The Alberta Water Council is interesting because of its role and how it makes decisions – by consensus only.
This article is about two things. First it briefly describes the Alberta Water Council. Second, it talks about consensus decision-making – a way groups can work together toward a common goal even when their interests appear at first glance to be different.
Alberta Water Council
First organized in 2004, the Alberta Water Council became a non-profit society three years later. It describes itself as:
A multi-stakeholder partnership that stewards the implementation of Alberta’s Water for Life strategy and provides advice on water management issues to its members, which include the Government of Alberta and provincial authorities, industries, municipalities and [non-governmental organizations].
The Council provides an important forum to discuss water issues in Alberta. It is managed by twenty-four members from:
- eight different industries
- a variety of non-governmental organizations (environmental organizations, conservation organizations and Watershed Planning Councils) and members representing large and small urban centers, rural areas and Métis settlements, and
- four Alberta government departments.
Members meet three times a year to decide what work they will do. They also consider reports presented by various sub-committees formed to carry out those approved projects. Project teams, working groups and committees do the difficult work of the Council. As of 2021, the Council has carried out 19 projects and made 276 recommendations. To fully understand the accomplishments of the Council, review its projects and reports.
The starting point for the work of the Council is Alberta’s Water for Life strategy. This strategy says Albertans must be assured that:
- their drinking water is safe
- the province’s aquatic ecosystems are maintained and protected, and
- water is managed effectively to support sustainable economic development.
The documents related to the Water for Life strategy are all on the Government of Alberta’s website.
Countless decisions made each year impact water quality and quantity, especially decisions about land use planning, urban planning, development, agriculture, tourism, mining, and oil and gas development. People are passionate about water. And opinions can be strong.
Now imagine putting representatives from groups on all sides of the issue in a room together and saying “You can give advice on issues that impact water, but here’s the catch … before you give advice, you have to agree on what the advice should be.” That is one of the principles governing the Alberta Water Council – all decisions must be made by consensus. The Council does not have the power to make laws itself, or to force its members to do things. Nonetheless, the advice it gives to the Alberta government carries a lot of weight. Since decisions are made by consensus, members are committed to carrying out the recommendations should the government adopt them.
Consensus decision-making is different from decision-making by majority rule or voting. When members vote on decisions, there will be winners and losers unless everyone votes the same way. Those on the losing end will likely feel the process and the decision does not meet their interests. They may not support the result and may even actively work to undermine it. With consensus processes, all perspectives are considered. Through discussion, the group collectively comes up with creative ideas that work for everyone. It does not necessarily mean that everyone completely agrees with everything. It does not mean that participants are forced to compromise or ‘split the difference’ on their most important concerns. The Council’s Process Guidelines state:
An implicit benefit of the consensus process is that mutual understanding and respect develop as people search together for solutions that meet the interests of all stakeholders. Participants focus on solving the problem and rely on the collective experience and knowledge of the group. The results are high quality, enduring decisions that are more easily implemented because all stakeholders agreed with them.

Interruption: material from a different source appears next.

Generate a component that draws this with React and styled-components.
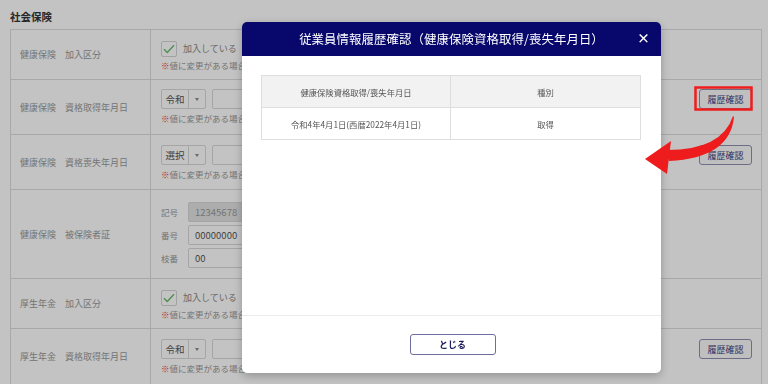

Consensus decision-making involves more than just putting all the participants in a room to discuss the problem. Most people who have done it will report it is hard work. There are some necessary pre-conditions to success:
- Participants must be honestly committed to working towards a solution.
- Participants must be committed to fully voicing their concerns and must have the opportunity to do so. The Council has a rule that silence does not mean agreement.
- There must be enough time to do the work. Reaching consensus inevitably takes a lot longer than some participants think it should. It can require a great deal of patience.
- Participants must treat each other with respect.
- There must be rules about process to fall back on when things get difficult or if there is consensus on some things but not on others. The Council’s Process Guidelines are a good example of the types of rules that a group may need. Other organizations will have different rules. Consensus decision-making is not an algorithm, it will work differently for different groups.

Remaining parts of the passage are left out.